Adjust the host name of the database server and the name of the XStream outbound server in register-oracle.json as per your environment. Then register the Debezium Oracle connector:

# Start Oracle connector
curl -i -X POST -H "Accept:application/json" -H  "Content-Type:application/json" http://localhost:8083/connectors/ -d @register-oracle.json

# Create a test change record
echo "INSERT INTO customers VALUES (NULL, 'John', 'Doe', '[email protected]');" | docker exec -i dbz_oracle sqlplus debezium/dbz@//localhost:1521/ORCLPDB1

# Consume messages from a Debezium topic
docker-compose -f docker-compose-oracle.yaml exec kafka /kafka/bin/kafka-console-consumer.sh \
    --bootstrap-server kafka:9092 \
    --from-beginning \
    --property print.key=true \
    --topic server1.DEBEZIUM.CUSTOMERS

# Modify other records in the database via Oracle client
docker exec -i dbz_oracle sqlplus debezium/dbz@//localhost:1521/ORCLPDB1

# Shut down the cluster
docker-compose -f docker-compose-oracle.yaml down

Using SQL Server

# Start the topology as defined in https://debezium.io/docs/tutorial/
export DEBEZIUM_VERSION=1.2
docker-compose -f docker-compose-sqlserver.yaml up

# Initialize database and insert test data
cat debezium-sqlserver-init/inventory.sql | docker exec -i tutorial_sqlserver_1 bash -c '/opt/mssql-tools/bin/sqlcmd -U sa -P $SA_PASSWORD'

# Start SQL Server connector
curl -i -X POST -H "Accept:application/json" -H  "Content-Type:application/json" http://localhost:8083/connectors/ -d @register-sqlserver.json

# Consume messages from a Debezium topic
docker-compose -f docker-compose-sqlserver.yaml exec kafka /kafka/bin/kafka-console-consumer.sh \
    --bootstrap-server kafka:9092 \
    --from-beginning \
    --property print.key=true \
    --topic server1.dbo.customers

# Modify records in the database via SQL Server client (do not forget to add `GO` command to execute the statement)
docker-compose -f docker-compose-sqlserver.yaml exec sqlserver bash -c '/opt/mssql-tools/bin/sqlcmd -U sa -P $SA_PASSWORD -d testDB'

# Shut down the cluster
docker-compose -f docker-compose-sqlserver.yaml down

Using Db2

# Start the topology as defined in https://debezium.io/docs/tutorial/
export DEBEZIUM_VERSION=1.2

docker-compose -f docker-compose-db2.yaml up --build

# Start DB2 connector
curl -i -X POST -H "Accept:application/json" -H  "Content-Type:application/json" http://localhost:8083/connectors/ -d @register-db2.json

# Consume messages from a Debezium topic
docker-compose -f docker-compose-db2.yaml exec kafka /kafka/bin/kafka-console-consumer.sh \
    --bootstrap-server kafka:9092 \
    --from-beginning \
    --property print.key=true \
    --topic db2server.DB2INST1.CUSTOMERS

# Modify records in the database via DB2 client
docker-compose -f docker-compose-db2.yaml exec db2server bash -c 'su - db2inst1'
db2 connect to TESTDB
db2 "INSERT INTO DB2INST1.CUSTOMERS(first_name, last_name, email) VALUES ('John', 'Doe', '[email protected]');"
# Shut down the cluster
docker-compose -f docker-compose-db2.yaml down

Using externalized secrets

Kafka Connect allows externalization of secrets into a separate configuration repository. The configuration is done at both worker and connector level.

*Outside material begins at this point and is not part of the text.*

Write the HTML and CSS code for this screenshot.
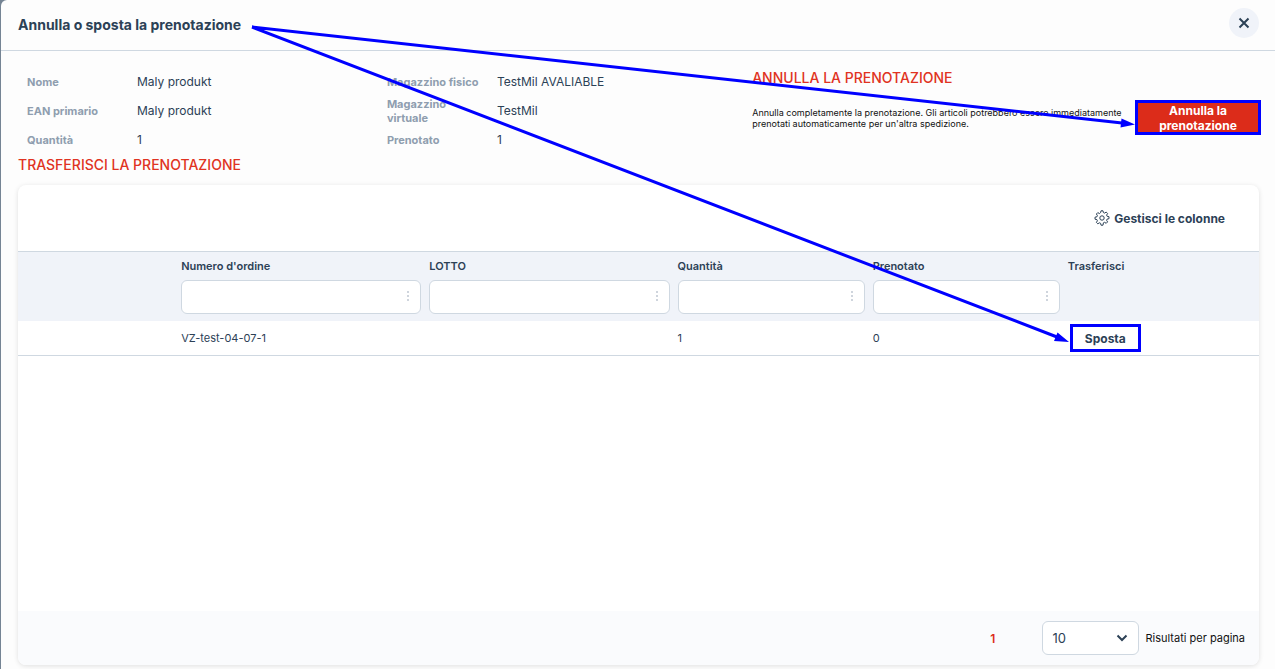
FILE: index.html
```
<!DOCTYPE html>
<html lang="it">
<head>
  <meta charset="UTF-8">
  <meta name="viewport" content="width=device-width, initial-scale=1.0">
  <title>Annulla o sposta la prenotazione</title>
  <link rel="stylesheet" href="styles.css">
</head>
<body>

  <div class="modal">
    <header class="modal-header">
      <h1>Annulla o sposta la prenotazione</h1>
      <button type="button" class="close" aria-label="Chiudi">
        <svg width="12" height="12" viewBox="0 0 12 12"><path d="M1.500 1.500l9 9M10.500 1.500l-9 9"/></svg>
      </button>
    </header>

    <main class="modal-body">
      <section class="summary">
        <dl class="details">
          <div><dt>Nome</dt><dd>Maly produkt</dd></div>
          <div><dt>EAN primario</dt><dd>Maly produkt</dd></div>
          <div><dt>Quantità</dt><dd>1</dd></div>
        </dl>
        <dl class="details">
          <div><dt>Magazzino fisico</dt><dd>TestMil AVALIABLE</dd></div>
          <div><dt>Magazzino virtuale</dt><dd>TestMil</dd></div>
          <div><dt>Prenotato</dt><dd>1</dd></div>
        </dl>
        <div class="cancel">
          <h2>ANNULLA LA PRENOTAZIONE</h2>
          <div class="cancel-row">
            <p>Annulla completamente la prenotazione. Gli articoli potrebbero essere immediatamente prenotati automaticamente per un'altra spedizione.</p>
            <button type="button" class="btn-cancel">Annulla la prenotazione</button>
          </div>
        </div>
      </section>

      <h2>TRASFERISCI LA PRENOTAZIONE</h2>

      <section class="card">
        <div class="toolbar">
          <button type="button" class="columns">
            <svg width="16" height="16" viewBox="0 0 16 16">
              <path d="M6.600 2.600L7 .8h2l.4 1.800 1.200.5 1.600-1 1.400 1.400-1 1.600.5 1.200 1.900.4v2l-1.900.4-.5 1.200 1 1.600-1.400 1.400-1.600-1-1.200.5L9 15.200H7l-.4-1.900-1.200-.5-1.600 1-1.400-1.400 1-1.600-.5-1.200L1 9.200v-2l1.900-.4.5-1.200-1-1.600 1.400-1.400 1.600 1z"/>
              <circle cx="8" cy="8" r="2.200"/>
            </svg>
            Gestisci le colonne
          </button>
        </div>

        <table>
          <colgroup>
            <col class="col-empty">
            <col class="col-wide">
            <col class="col-wide">
            <col class="col-narrow">
            <col class="col-narrow">
            <col class="col-narrow">
          </colgroup>
          <thead>
            <tr>
              <th></th>
              <th><label for="f-order">Numero d'ordine</label><div class="filter"><input type="text" id="f-order"><span class="dots"></span></div></th>
              <th><label for="f-lot">LOTTO</label><div class="filter"><input type="text" id="f-lot"><span class="dots"></span></div></th>
              <th><label for="f-qty">Quantità</label><div class="filter"><input type="text" id="f-qty"><span class="dots"></span></div></th>
              <th><label for="f-booked">Prenotato</label><div class="filter"><input type="text" id="f-booked"><span class="dots"></span></div></th>
              <th>Trasferisci</th>
            </tr>
          </thead>
          <tbody>
            <tr>
              <td></td>
              <td>VZ-test-04-07-1</td>
              <td></td>
              <td>1</td>
              <td>0</td>
              <td><button type="button" class="btn-move">Sposta</button></td>
            </tr>
          </tbody>
        </table>

        <footer class="pager">
          <a href="#" class="page">1</a>
          <div class="select">
            <select id="per-page">
              <option>10</option>
              <option>25</option>
              <option>50</option>
            </select>
            <svg width="12" height="8" viewBox="0 0 12 8"><path d="M1.500 1.500L6 6l4.500-4.500"/></svg>
          </div>
          <label for="per-page">Risultati per pagina</label>
        </footer>
      </section>
    </main>

    <!-- arrows from the title to the two buttons -->
    <svg class="arrows" width="1275" height="400" viewBox="0 0 1275 400">
      <path class="line" d="M252 27L1122 123M252 27L1057 337"/>
      <path class="head" d="M1135 124.500L1120.500 127.500L1121.500 118.500ZM1069 342L1054 341L1057.500 332.500Z"/>
    </svg>
  </div>

</body>
</html>
```

FILE: styles.css
```
* {
  box-sizing: border-box;
}
body {
  margin: 0;
  font-family: Inter, "Liberation Sans", sans-serif;
  color: #2c4156;
  background-color: #758494;
}
h1, h2, p, dl, dd {
  margin: 0;
}
button {
  font-family: inherit;
  color: inherit;
  border: none;
  cursor: pointer;
}
svg {
  fill: none;
  stroke: #2c4156;
}
.modal {
  position: relative;
  display: flex;
  flex-direction: column;
  min-height: 100vh;
  margin-left: 1px;
  background-color: #fdfdfd;
  border-radius: 6px 0 0 0;
  overflow: hidden;
}
.modal-header {
  display: flex;
  align-items: flex-start;
  justify-content: space-between;
  height: 51px;
  padding: 8px 16px 0 17px;
  border-bottom: 1px solid #cfd8e1;
}
h1 {
  font-size: 14px;
  line-height: 34px;
  font-weight: 700;
}
h2 {
  font-size: 14px;
  line-height: 20px;
  font-weight: 500;
  color: #e03322;
}
.close {
  display: flex;
  align-items: center;
  justify-content: center;
  width: 30px;
  height: 30px;
  padding: 0;
  border-radius: 50%;
  background-color: #f0f3f9;
}
.close svg {
  stroke-width: 2;
}
.modal-body {
  display: flex;
  flex-direction: column;
  flex: 1;
  padding: 16px 16px 4px 17px;
}

/* booking summary */
.summary {
  display: grid;
  grid-template-columns: 29fr 30fr 41fr;
  margin-bottom: 1px;
}
.details div {
  display: flex;
  align-items: center;
  height: 29px;
  padding-left: 9px;
}
.details dt {
  width: 110px;
  padding-right: 8px;
  font-size: 11px;
  line-height: 14px;
  font-weight: 700;
  color: #8f9eaf;
}
.details dd {
  font-size: 12px;
  line-height: 16px;
}
.cancel {
  padding-top: 1px;
  padding-left: 2px;
}
.cancel-row {
  display: flex;
  align-items: center;
  justify-content: space-between;
  gap: 12px;
  margin-top: 15px;
}
.cancel p {
  font-size: 9px;
  line-height: 11px;
  color: #111;
}
.btn-cancel {
  flex: none;
  width: 120px;
  height: 29px;
  margin-right: 1px;
  padding: 0;
  font-size: 12px;
  line-height: 15px;
  font-weight: 700;
  color: #fff;
  background-color: #dc2c1a;
  outline: 3px solid #00f;
}

/* orders table */
.card {
  display: flex;
  flex-direction: column;
  flex: 1;
  margin-top: 10px;
  background-color: #fff;
  border-radius: 8px;
  box-shadow: 0 1px 5px rgba(0, 0, 0, 0.12);
  overflow: hidden;
}
.toolbar {
  display: flex;
  align-items: center;
  justify-content: flex-end;
  height: 66px;
  padding-right: 34px;
}
.columns {
  display: flex;
  align-items: center;
  gap: 4px;
  padding: 0;
  font-size: 12px;
  font-weight: 700;
  background: none;
}
table {
  width: 100%;
  table-layout: fixed;
  border-spacing: 0;
}
.col-empty {
  width: 159px;
}
.col-wide {
  width: 248px;
}
.col-narrow {
  width: 195px;
}
th, td {
  padding: 0 4px;
  font-size: 11px;
  text-align: left;
}
th {
  height: 70px;
  padding-top: 6px;
  line-height: 16px;
  font-weight: 600;
  vertical-align: top;
  background-color: #f0f3f9;
  border-top: 1px solid #cfd8e1;
}
th label {
  display: block;
}
.filter {
  position: relative;
  margin-top: 6px;
}
.filter input {
  display: block;
  width: 100%;
  height: 34px;
  padding: 0 24px 0 8px;
  border: 1px solid #cfd8e1;
  border-radius: 6px;
  background-color: #fff;
}
.dots, .dots::before, .dots::after {
  position: absolute;
  width: 2px;
  height: 2px;
  background-color: #cfd5dd;
}
.dots {
  top: 15px;
  right: 12px;
}
.dots::before, .dots::after {
  content: "";
  left: 0;
}
.dots::before {
  top: -4px;
}
.dots::after {
  top: 4px;
}
td {
  height: 35px;
  line-height: 16px;
  border-bottom: 1px solid #cfd8e1;
}
.btn-move {
  display: block;
  width: 65px;
  height: 22px;
  margin-left: 5px;
  padding: 0;
  font-size: 12px;
  font-weight: 700;
  background: none;
  outline: 3px solid #00f;
}

.pager {
  display: flex;
  align-items: center;
  justify-content: flex-end;
  height: 54px;
  margin-top: auto;
  padding-right: 14px;
  font-size: 11px;
  color: #111;
  background-color: #fafbfd;
}
.page {
  margin-right: 47px;
  font-size: 12px;
  font-weight: 600;
  color: #dc2c1a;
  text-decoration: none;
}
.select {
  position: relative;
  margin-right: 6px;
}
.select select {
  display: block;
  width: 97px;
  height: 34px;
  padding: 0 9px;
  font-family: inherit;
  font-size: 13px;
  color: #2c4156;
  background-color: #fff;
  border: 1px solid #cfd8e1;
  border-radius: 6px;
  appearance: none;
}
.select svg {
  position: absolute;
  top: 13px;
  right: 11px;
  stroke-width: 2;
  pointer-events: none;
}

.arrows {
  position: absolute;
  top: 0;
  left: -1px;
  pointer-events: none;
}
.arrows .line {
  stroke: #00f;
  stroke-width: 3;
}
.arrows .head {
  fill: #00f;
  stroke: none;
}
```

# Start the topology as defined in https://debezium.io/docs/tutorial/
export DEBEZIUM_VERSION=1.2
docker-compose -f docker-compose-mysql-ext-secrets.yml up

# Start MySQL connector
curl -i -X POST -H "Accept:application/json" -H  "Content-Type:application/json" http://localhost:8083/connectors/ -d @register-mysql-ext-secrets.json

# Check plugin configuration to see that secrets are not visible
curl -s http://localhost:8083/connectors/inventory-connector/config | jq .

# Shut down the cluster
docker-compose -f docker-compose-mysql-ext-secrets.yml down

Debugging

Should you need to establish a remote debugging session into a deployed connector, add the following to the environment section of the connect in the Compose file service:

- KAFKA_DEBUG=true
- DEBUG_SUSPEND_FLAG=n
- JAVA_DEBUG_PORT=*:5005

Also expose the debugging port 5005 under ports:

- 5005:5005

You can then establish a remote debugging session from your IDE on localhost:5005.